THE TASK:
Only lines with the string "index" matter here; gather them from the material below.
**** INFORMATION SUPPLIED ****
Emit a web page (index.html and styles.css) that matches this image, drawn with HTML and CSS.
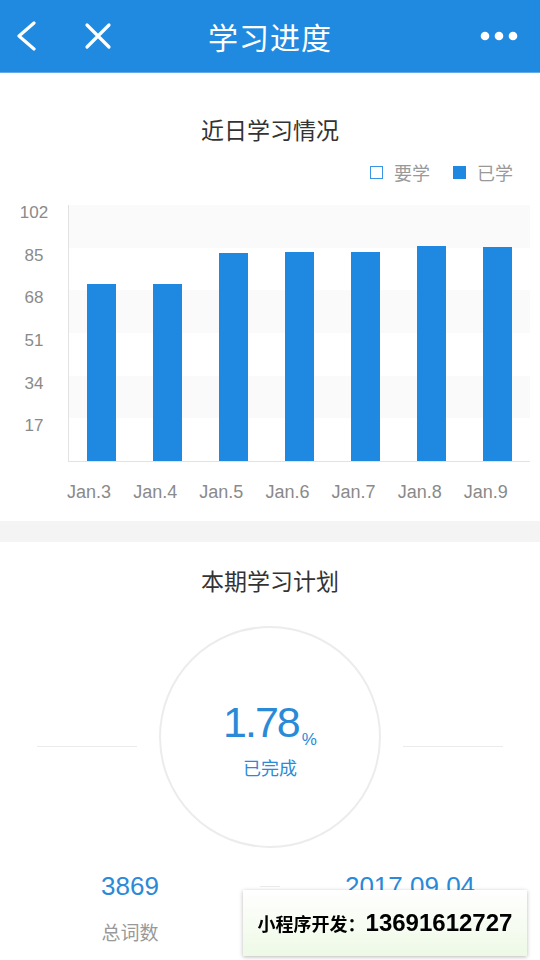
FILE: index.html
```html
<!DOCTYPE html>
<html lang="zh-CN">
<head>
  <meta charset="UTF-8">
  <meta name="viewport" content="width=device-width, initial-scale=1.0">
  <title>学习进度</title>
  <link rel="stylesheet" href="styles.css">
</head>
<body>
  <header class="topbar">
    <div class="topbar-left">
      <svg class="icon-back" width="24" height="30" viewBox="0 0 24 30">
        <polyline points="20,2 5,15 20,28" fill="none" stroke="#fff" stroke-width="3.2" stroke-linecap="round" stroke-linejoin="round"/>
      </svg>
      <svg class="icon-close" width="28" height="28" viewBox="0 0 28 28">
        <path d="M3 3 L25 25 M25 3 L3 25" stroke="#fff" stroke-width="3.2" stroke-linecap="round"/>
      </svg>
    </div>
    <h1 class="topbar-title">学习进度</h1>
    <div class="topbar-right">
      <svg width="40" height="10" viewBox="0 0 40 10">
        <circle cx="5" cy="5" r="4.3" fill="#fff"/>
        <circle cx="19" cy="5" r="4.3" fill="#fff"/>
        <circle cx="33" cy="5" r="4.3" fill="#fff"/>
      </svg>
    </div>
  </header>

  <section class="panel chart-panel">
    <h2 class="panel-title">近日学习情况</h2>
    <div class="legend">
      <span class="legend-item"><i class="swatch swatch-empty"></i>要学</span>
      <span class="legend-item"><i class="swatch swatch-full"></i>已学</span>
    </div>

    <div class="chart">
      <div class="y-axis">
        <span>102</span>
        <span>85</span>
        <span>68</span>
        <span>51</span>
        <span>34</span>
        <span>17</span>
      </div>
      <div class="plot">
        <div class="slot"><div class="bar" style="height: 69.1%"></div></div>
        <div class="slot"><div class="bar" style="height: 69.1%"></div></div>
        <div class="slot"><div class="bar" style="height: 81.2%"></div></div>
        <div class="slot"><div class="bar" style="height: 81.7%"></div></div>
        <div class="slot"><div class="bar" style="height: 81.6%"></div></div>
        <div class="slot"><div class="bar" style="height: 84.0%"></div></div>
        <div class="slot"><div class="bar" style="height: 83.7%"></div></div>
      </div>
    </div>
    <div class="x-axis">
      <span>Jan.3</span>
      <span>Jan.4</span>
      <span>Jan.5</span>
      <span>Jan.6</span>
      <span>Jan.7</span>
      <span>Jan.8</span>
      <span>Jan.9</span>
    </div>
  </section>

  <div class="spacer"></div>

  <section class="panel plan-panel">
    <h2 class="panel-title">本期学习计划</h2>
    <div class="progress-row">
      <span class="side-line"></span>
      <div class="ring">
        <div class="ring-value">1.78<small>%</small></div>
        <div class="ring-label">已完成</div>
      </div>
      <span class="side-line"></span>
    </div>

    <div class="stats">
      <div class="stat">
        <div class="stat-num">3869</div>
        <div class="stat-label">总词数</div>
      </div>
      <div class="stat-divider"></div>
      <div class="stat">
        <div class="stat-num">2017.09.04</div>
      </div>
    </div>
  </section>

  <div class="contact">小程序开发：<b>13691612727</b></div>
</body>
</html>
```

FILE: styles.css
```css
body {
  margin: 0;
  font-family: "Noto Sans", "Noto Sans CJK SC", sans-serif;
  background: #fff;
  color: #333;
}

/* top bar */
.topbar {
  height: 72px;
  background: #1f8ae0;
  border-bottom: 1px solid #62acec;
  display: grid;
  grid-template-columns: 1fr auto 1fr;
  align-items: center;
}
.topbar-left {
  display: flex;
  align-items: center;
  padding-left: 14px;
  gap: 46px;
}
.topbar-left svg {
  display: block;
}
.topbar-title {
  margin: 0;
  font-family: "Noto Sans CJK SC", sans-serif;
  font-size: 30px;
  font-weight: 400;
  color: #fff;
  letter-spacing: 1px;
}
.topbar-right {
  display: flex;
  justify-content: flex-end;
  padding-right: 20px;
}
.topbar-right svg {
  display: block;
}

/* panels */
.panel-title {
  margin: 0;
  text-align: center;
  font-family: "Noto Sans CJK SC", sans-serif;
  font-size: 23px;
  font-weight: 400;
  line-height: 30px;
  color: #333;
}
.chart-panel {
  padding: 41px 0 19px;
}
.legend {
  display: flex;
  justify-content: flex-end;
  gap: 23px;
  margin-top: 18px;
  padding-right: 27px;
  font-family: "Noto Sans CJK SC", sans-serif;
  font-size: 18px;
  line-height: 20px;
  color: #999;
}
.legend-item {
  display: flex;
  align-items: center;
  gap: 11px;
}
.swatch {
  display: block;
  width: 13px;
  height: 13px;
  box-sizing: border-box;
}
.swatch-empty {
  border: 1px solid #3a96e3;
}
.swatch-full {
  background: #1f88e0;
}

/* chart */
.chart {
  display: flex;
  margin-top: 23px;
  padding-right: 10px;
}
.y-axis {
  width: 68px;
  display: flex;
  flex-direction: column;
}
.y-axis span {
  height: 42.67px;
  line-height: 16px;
  font-family: "Liberation Sans", sans-serif;
  font-size: 17px;
  text-align: center;
  color: #8a8a8a;
}
.plot {
  flex: 1;
  height: 256px;
  display: flex;
  border-left: 1px solid #e2e2e2;
  border-bottom: 1px solid #e2e2e2;
  background: repeating-linear-gradient(#fafafa 0, #fafafa 42.67px, #fff 42.67px, #fff 85.33px);
}
.slot {
  flex: 1;
  display: flex;
  justify-content: center;
  align-items: flex-end;
}
.bar {
  width: 29px;
  background: #1f88e0;
}
.x-axis {
  display: flex;
  margin: 20px 10px 0 67px;
  font-family: "Liberation Sans", sans-serif;
  font-size: 18px;
  line-height: 20px;
  color: #8a8a8a;
}
.x-axis span {
  flex: 1;
}

.spacer {
  height: 21px;
  background: #f4f4f4;
}

/* plan */
.plan-panel {
  padding-top: 23px;
}
.progress-row {
  display: flex;
  justify-content: center;
  align-items: center;
  gap: 22px;
  margin-top: 31px;
}
.side-line {
  width: 100px;
  height: 1px;
  margin-top: 18px;
  background: #ebebeb;
}
.ring {
  width: 222px;
  height: 222px;
  box-sizing: border-box;
  border: 2px solid #ececec;
  border-radius: 50%;
  display: flex;
  flex-direction: column;
  align-items: center;
  justify-content: center;
  padding-top: 3px;
  color: #2a8ad8;
}
.ring-value {
  height: 46px;
  font-family: "Liberation Sans", sans-serif;
  font-size: 43px;
  line-height: 46px;
  letter-spacing: -2px;
}
.ring-value small {
  font-family: "Liberation Sans", sans-serif;
  font-size: 17px;
  line-height: 0;
  letter-spacing: 0;
  margin-left: 3px;
  vertical-align: -8px;
}
.ring-label {
  margin-top: 10px;
  font-family: "Noto Sans CJK SC", sans-serif;
  font-size: 18px;
  line-height: 24px;
}

.stats {
  display: grid;
  grid-template-columns: 1fr 20px 1fr;
  align-items: start;
  margin-top: 23px;
  padding-bottom: 10px;
}
.stat {
  text-align: center;
}
.stat-num {
  font-family: "Liberation Sans", sans-serif;
  font-size: 26px;
  line-height: 30px;
  color: #2a8ad8;
}
.stat-label {
  margin-top: 18px;
  font-family: "Noto Sans CJK SC", sans-serif;
  font-size: 19px;
  line-height: 26px;
  color: #999;
}
.stat-divider {
  height: 1px;
  margin-top: 15px;
  background: #ebebeb;
}

/* floating contact card */
.contact {
  position: fixed;
  left: 243px;
  top: 890px;
  width: 284px;
  height: 66px;
  display: flex;
  align-items: center;
  justify-content: center;
  background: linear-gradient(#ffffff, #eef9e6);
  box-shadow: 0 1px 4px rgba(0, 0, 0, 0.28);
  font-family: "Noto Sans CJK SC", sans-serif;
  font-size: 18px;
  font-weight: 700;
  color: #000;
}
.contact b {
  font-family: "Liberation Sans", sans-serif;
  font-size: 24px;
}
```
****
WRITTEN RESPONSE:
Emit a web page (index.html and styles.css) that matches this image, drawn with HTML and CSS.
FILE: index.html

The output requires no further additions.